Hewlett Packard (HPQ) shares have performed terribly this year, declining from a high of about $30 per share to their current $18 range, an almost 50% decline, in the span of six months.
Hewlett Packard 1 year Chart (source: barcharts.org):
Indeed, as can be seen in the more long-range chart of 25 years below, HPQ stock has recently been testing lows not seen since 2003, and before that, the late '90s. In addition, the share count has declined since that time, and earnings have increased, so perhaps HPQ, today, is cheaper than it has been (on, for example, a price-earnings ratio basis) in the last 20 or so years.
Hewlett Packard 25 Year Chart (source: barcharts.org):
The obvious question investors typically ask in such a situation: are the shares a bargain and therefore suitable for purchase as an investment? As this article will attempt to show, the answer to that question is unclear. On the one hand, HPQ has a portfolio of enviable businesses; on the other, they are ruled by a management that has made questionable business and capital allocation decisions.
Hewlett Packard's Portfolio of Businesses:
Here is a cross-section of HPQ's lines of business from its most recent 10Q:
Although there was much disappointment and concern over recent declines in sales (perhaps rightly so), overall this is a portfolio of extremely robust, highly profitable businesses. Of the five non-financial business segments, four have operating margins in excess of 10%. Hewlett Packard Software has operating margins in excess of 20%. Further, many of the businesses in the Hewlett Packard portfolio have strong leadership positions in their fields, with easily recognizable brand names and strong customer awareness. From this picture, it is my belief that despite the recent sales declines, which can perhaps be attributed to horrendous economic conditions around the globe, especially in the United States and Europe, these businesses will probably continue to achieve high rates of profitability.
Hewlett Packard's Management:
Now from the above segment, we have seen essentially that HPQ's management has been bestowed a plethora of riches - high performing businesses that also throw off lots of cash. Many of these businesses also do not require substantial capital investment, as depreciation expense usually equals or exceeds capital expenditures. The question is, has HPQ's management used that capital, the riches bestowed upon it, wisely? The answer is almost certainly no.
1) Overpriced Acquisitions:
In 2011 and 2010 alone, HPQ's management paid $10.48 billion and $8.1 billion for aquisitions, respectively, for a total of almost $20 billion. Compare this to HPQ's current $35.7 billion value according to market capitalization! Indeed, the management could have purchased more than half of Hewlett Packard for the price paid to acquire these businesses.

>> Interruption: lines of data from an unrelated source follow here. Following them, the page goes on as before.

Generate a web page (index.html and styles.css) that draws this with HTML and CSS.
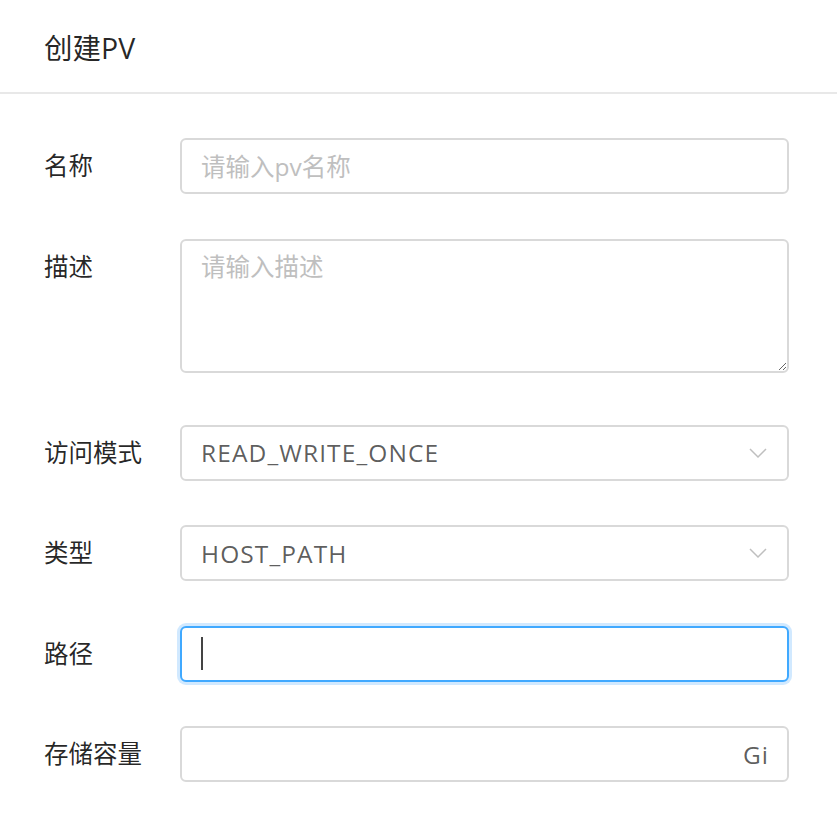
FILE: index.html
```html
<!DOCTYPE html>
<html lang="zh-CN">
<head>
  <meta charset="UTF-8">
  <title>创建PV</title>
  <link rel="stylesheet" href="styles.css">
</head>
<body>

<!-- 标题 -->
<div class="modal-header">
  <div class="modal-title">创建PV</div>
</div>

<!-- 表单 -->
<form class="pv-form">
  <div class="form-row">
    <label class="form-label" for="pvName">名称</label>
    <input class="form-input" id="pvName" type="text" placeholder="请输入pv名称">
  </div>

  <div class="form-row row-textarea">
    <label class="form-label" for="pvDesc">描述</label>
    <textarea class="form-input form-textarea" id="pvDesc" placeholder="请输入描述"></textarea>
  </div>

  <div class="form-row">
    <label class="form-label">访问模式</label>
    <div class="form-input form-select">
      <span class="select-value">READ_WRITE_ONCE</span>
      <svg class="select-arrow" width="18" height="12" viewBox="0 0 18 12">
        <path d="M1 2 L9 10 L17 2" fill="none" stroke="#bfbfbf" stroke-width="1.5"/>
      </svg>
    </div>
  </div>

  <div class="form-row">
    <label class="form-label">类型</label>
    <div class="form-input form-select">
      <span class="select-value">HOST_PATH</span>
      <svg class="select-arrow" width="18" height="12" viewBox="0 0 18 12">
        <path d="M1 2 L9 10 L17 2" fill="none" stroke="#bfbfbf" stroke-width="1.5"/>
      </svg>
    </div>
  </div>

  <div class="form-row">
    <label class="form-label">路径</label>
    <div class="form-input is-focused"><span class="caret"></span></div>
  </div>

  <div class="form-row">
    <label class="form-label" for="pvSize">存储容量</label>
    <div class="form-input input-affix">
      <input id="pvSize" type="text">
      <span class="suffix">Gi</span>
    </div>
  </div>
</form>

</body>
</html>
```

FILE: styles.css
```css
body {
  margin: 0;
  background: #fff;
  font-family: "Open Sans", "Noto Sans CJK SC", sans-serif;
  color: rgba(0, 0, 0, 0.65);
}

.modal-header {
  height: 92px;
  padding: 0 44px;
  display: flex;
  align-items: center;
  border-bottom: 2px solid #e8e8e8;
}

.modal-title {
  font-size: 28.5px;
  color: rgba(0, 0, 0, 0.85);
}

.pv-form {
  padding: 44px 48px 0 44px;
}

.form-row {
  display: grid;
  grid-template-columns: 136px 1fr;
  margin-bottom: 44.5px;
}

.row-textarea {
  margin-bottom: 52px;
}

.form-label {
  font-size: 24.5px;
  line-height: 56px;
  color: rgba(0, 0, 0, 0.85);
}

.form-input {
  box-sizing: border-box;
  width: 100%;
  height: 56px;
  margin: 0;
  padding: 0 19px;
  border: 2px solid #d9d9d9;
  border-radius: 6px;
  background: #fff;
  font-family: inherit;
  font-size: 24.5px;
  color: rgba(0, 0, 0, 0.65);
  outline: none;
}

.form-input::placeholder {
  color: #bfbfbf;
}

.form-textarea {
  height: 134px;
  padding: 8px 19px;
  line-height: 36px;
  resize: vertical;
  display: block;
}

.form-select {
  display: flex;
  align-items: center;
  justify-content: space-between;
}

.select-value {
  letter-spacing: 1.1px;
}

.select-arrow {
  margin-right: 1px;
}

.is-focused {
  display: flex;
  align-items: center;
  border-color: #40a9ff;
  box-shadow: 0 0 0 3px rgba(24, 144, 255, 0.2);
}

.caret {
  width: 2px;
  height: 33px;
  background: #444;
}

.input-affix {
  display: flex;
  align-items: center;
}

.input-affix input {
  flex: 1;
  min-width: 0;
  border: none;
  outline: none;
  padding: 0;
  font: inherit;
  background: transparent;
}

.suffix {
  color: rgba(0, 0, 0, 0.65);
  letter-spacing: 1px;
  margin-right: -1px;
}
```
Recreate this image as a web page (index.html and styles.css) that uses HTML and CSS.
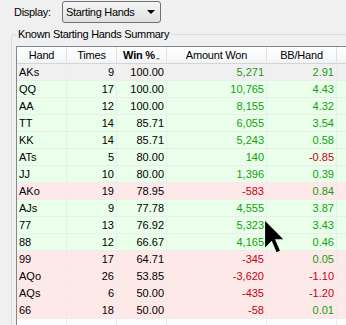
FILE: index.html
```html
<!DOCTYPE html>
<html lang="en">
<head>
  <meta charset="UTF-8" />
  <title>Starting Hands</title>
  <link rel="stylesheet" href="styles.css">
</head>
<body>
  <div class="toolbar">
    <span class="label">Display:</span>
    <div class="combo">
      <span>Starting Hands</span>
      <span class="combo-arrow"></span>
    </div>
  </div>

  <fieldset class="group">
    <legend>Known Starting Hands Summary</legend>

    <div class="grid">
      <div class="row head">
        <div class="c">Hand</div>
        <div class="c">Times</div>
        <div class="c sorted">Win %<span class="sort"></span></div>
        <div class="c">Amount Won</div>
        <div class="c">BB/Hand</div>
        <div class="c"></div>
      </div>

      <div class="row current">
        <div class="c">AKs</div><div class="c n">9</div><div class="c n">100.00</div>
        <div class="c n up">5,271</div><div class="c n up">2.91</div><div class="c"></div>
      </div>
      <div class="row win">
        <div class="c">QQ</div><div class="c n">17</div><div class="c n">100.00</div>
        <div class="c n up">10,765</div><div class="c n up">4.43</div><div class="c"></div>
      </div>
      <div class="row win">
        <div class="c">AA</div><div class="c n">12</div><div class="c n">100.00</div>
        <div class="c n up">8,155</div><div class="c n up">4.32</div><div class="c"></div>
      </div>
      <div class="row win">
        <div class="c">TT</div><div class="c n">14</div><div class="c n">85.71</div>
        <div class="c n up">6,055</div><div class="c n up">3.54</div><div class="c"></div>
      </div>
      <div class="row win">
        <div class="c">KK</div><div class="c n">14</div><div class="c n">85.71</div>
        <div class="c n up">5,243</div><div class="c n up">0.58</div><div class="c"></div>
      </div>
      <div class="row win">
        <div class="c">ATs</div><div class="c n">5</div><div class="c n">80.00</div>
        <div class="c n up">140</div><div class="c n down">-0.85</div><div class="c"></div>
      </div>
      <div class="row win">
        <div class="c">JJ</div><div class="c n">10</div><div class="c n">80.00</div>
        <div class="c n up">1,396</div><div class="c n up">0.39</div><div class="c"></div>
      </div>
      <div class="row loss">
        <div class="c">AKo</div><div class="c n">19</div><div class="c n">78.95</div>
        <div class="c n down">-583</div><div class="c n up">0.84</div><div class="c"></div>
      </div>
      <div class="row win">
        <div class="c">AJs</div><div class="c n">9</div><div class="c n">77.78</div>
        <div class="c n up">4,555</div><div class="c n up">3.87</div><div class="c"></div>
      </div>
      <div class="row win">
        <div class="c">77</div><div class="c n">13</div><div class="c n">76.92</div>
        <div class="c n up">5,323</div><div class="c n up">3.43</div><div class="c"></div>
      </div>
      <div class="row win">
        <div class="c">88</div><div class="c n">12</div><div class="c n">66.67</div>
        <div class="c n up">4,165</div><div class="c n up">0.46</div><div class="c"></div>
      </div>
      <div class="row loss">
        <div class="c">99</div><div class="c n">17</div><div class="c n">64.71</div>
        <div class="c n down">-345</div><div class="c n up">0.05</div><div class="c"></div>
      </div>
      <div class="row loss">
        <div class="c">AQo</div><div class="c n">26</div><div class="c n">53.85</div>
        <div class="c n down">-3,620</div><div class="c n down">-1.10</div><div class="c"></div>
      </div>
      <div class="row loss">
        <div class="c">AQs</div><div class="c n">6</div><div class="c n">50.00</div>
        <div class="c n down">-435</div><div class="c n down">-1.20</div><div class="c"></div>
      </div>
      <div class="row loss">
        <div class="c">66</div><div class="c n">18</div><div class="c n">50.00</div>
        <div class="c n down">-58</div><div class="c n up">0.01</div><div class="c"></div>
      </div>
      <div class="row blank">
        <div class="c"></div><div class="c"></div><div class="c"></div>
        <div class="c"></div><div class="c"></div><div class="c"></div>
      </div>
    </div>
  </fieldset>

  <!-- mouse pointer caught in the screenshot -->
  <svg class="pointer" width="20" height="33" viewBox="0 0 12 20">
    <path d="M0 0 L0 16 L4 12 L7 19 L9 18 L6 11 L11 11 Z" fill="#000"/>
  </svg>
</body>
</html>
```

FILE: styles.css
```css
body {
  margin: 0;
  height: 325px;
  overflow: hidden;
  background: #f0f0f0;
  font-family: "Liberation Sans", Arial, sans-serif;
  font-size: 11px;
  color: #000;
}

/* Display combo */
.toolbar {
  display: flex;
  align-items: center;
  height: 24px;
  padding-left: 14px;
}
.label {
  width: 48px;
  letter-spacing: -0.3px;
}
.combo {
  display: flex;
  align-items: center;
  justify-content: space-between;
  box-sizing: border-box;
  width: 99px;
  height: 22px;
  padding: 0 5px 0 3px;
  border: 1px solid #707070;
  border-radius: 3px;
  background: linear-gradient(#f5f5f5, #ebebeb 50%, #e0e0e0);
  letter-spacing: -0.3px;
}
.combo-arrow {
  width: 0;
  height: 0;
  border-left: 4px solid transparent;
  border-right: 4px solid transparent;
  border-top: 4px solid #000;
}

/* Group box */
.group {
  margin: 4px 0 0 11px;
  padding: 5px 0 0 4px;
  width: 400px;
  border: 1px solid #d5dfe5;
  border-radius: 3px;
}
.group legend {
  padding: 0 2px;
  line-height: 13px;
  letter-spacing: -0.3px;
}

/* Grid */
.grid {
  border-left: 1px solid #828790;
  border-top: 1px solid #828790;
  background: #fff;
}
.row {
  display: grid;
  grid-template-columns: 50px 50px 50px 100px 70px 60px;
  height: 17px;
}
.c {
  box-sizing: border-box;
  padding: 0 2px;
  line-height: 16px;
  border-right: 1px solid #ececec;
  border-bottom: 1px solid #ececec;
  white-space: nowrap;
  overflow: hidden;
}
.n {
  text-align: right;
}
.head {
  background: linear-gradient(#ffffff, #f8f9fa 60%, #f1f2f4);
}
.head .c {
  text-align: center;
  letter-spacing: -0.2px;
  border-bottom-color: #d5d5d5;
  border-right-color: #dfe2e6;
}
.head .sorted {
  font-weight: bold;
}
.sort {
  display: inline-block;
  width: 0;
  height: 0;
  margin-left: 1px;
  border-left: 2px solid transparent;
  border-right: 2px solid transparent;
  border-top: 2px solid #6e7c8c;
  vertical-align: -1px;
}

.current { background: #f0f0f0; }
.win { background: #eaffea; }
.loss { background: #ffe8e8; }
.blank { background: #fdfdfd; }

.up { color: #12a012; }
.down { color: #c40018; }

.pointer {
  position: absolute;
  left: 265px;
  top: 221px;
}
```
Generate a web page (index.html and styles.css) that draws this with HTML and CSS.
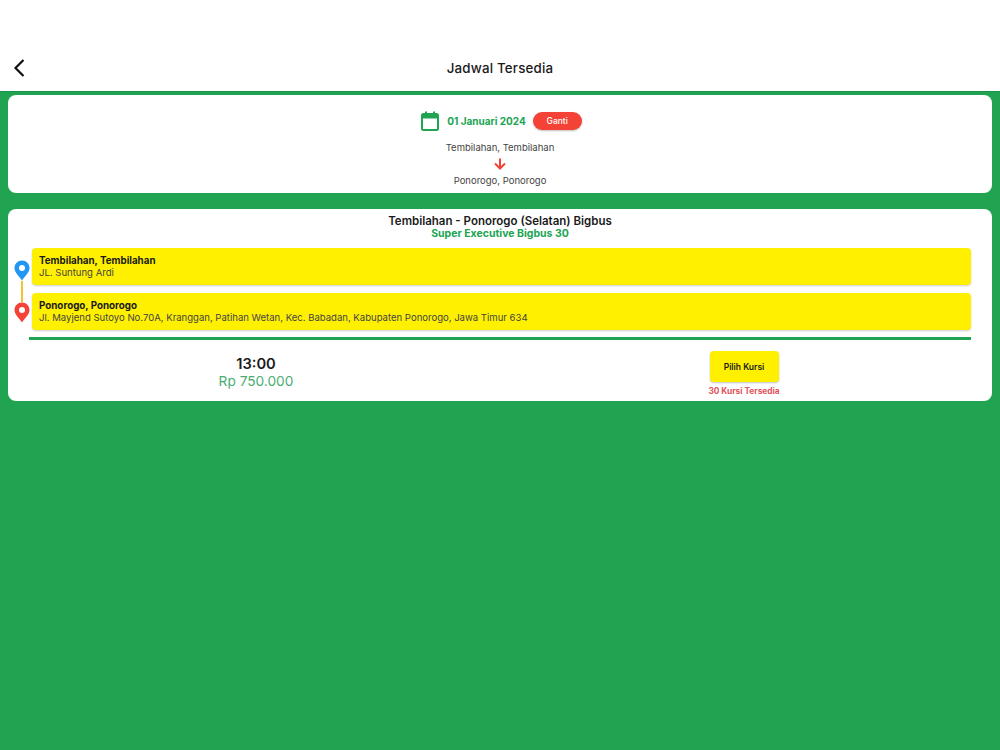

Did these acquisitions substantially impact either HPQ's sales or earnings? In fiscal 2008, HPQ had $91.7 billion of sales and $8.3 billion of earnings; in fiscal 2011, HPQ had $84.5 billion of sales and $7.1 billion of earnings. So the acquisitions failed to add substantially, or at all, to HPQ earnings. This alone is a fairly egregious, and a somewhat alarming misallocation of resources that leads any potential investor to question this management and ask why they pursued such behavior in the past, and whether this behavior will persist in the future?
In addition, the acquisitions were financed primarily by long-term debt, resulting in an increase in long-term debt from $18 billion in 2008 to more than $30 billion in 2011, hampering HPQ's future financial flexibility.
2) Questionable Share Repurchase Tactics:
HPQ's board has a habit of repurchasing shares at or near 52 week highs. Although the company repurchased $10.1 billion, $11.0 billion, and $5.1 billion worth of stock in fiscal years 2011, 2010, and 2009, they did so at an average price of $43.20 dollars per share in 2011 (issued and outstanding share count decreased from 2204 million shares to 1991 million shares in 2011 - 213 million shares; cash proceeds from stock issuances totalled $896 million while cash paid for repurchases totalled 10.1 billion, for net cash outflow of $9.20 billion).
Repurchases in prior years were made at similarly high prices. Two further items of note regarding share repurchases:
First, the price is so high, in part, because HPQ issues shares as compensation at below-market prices. For instance, in 2011, HPQ issued about 45 million shares for proceeds of about $900 million; at $20 per share, that price is about half that of the shares it repurchased.
Second, although HPQ management incurred debt to repurchase shares at high prices, lately (with a much lower stock price) they've been opting to increase the amount of cash going to dividends and to repurchase debt, and reduced the portion of cash going to share repurchases!
Although there are probably other areas of concern with respect to management behavior, these seem to be particularly questionable.
Conclusion: Are HPQ Shares a Buy?
Although HPQ has strong business fundamentals and a compelling valuation, uncertainty about management's future behavior results in a puzzle regarding whether the shares are a buy.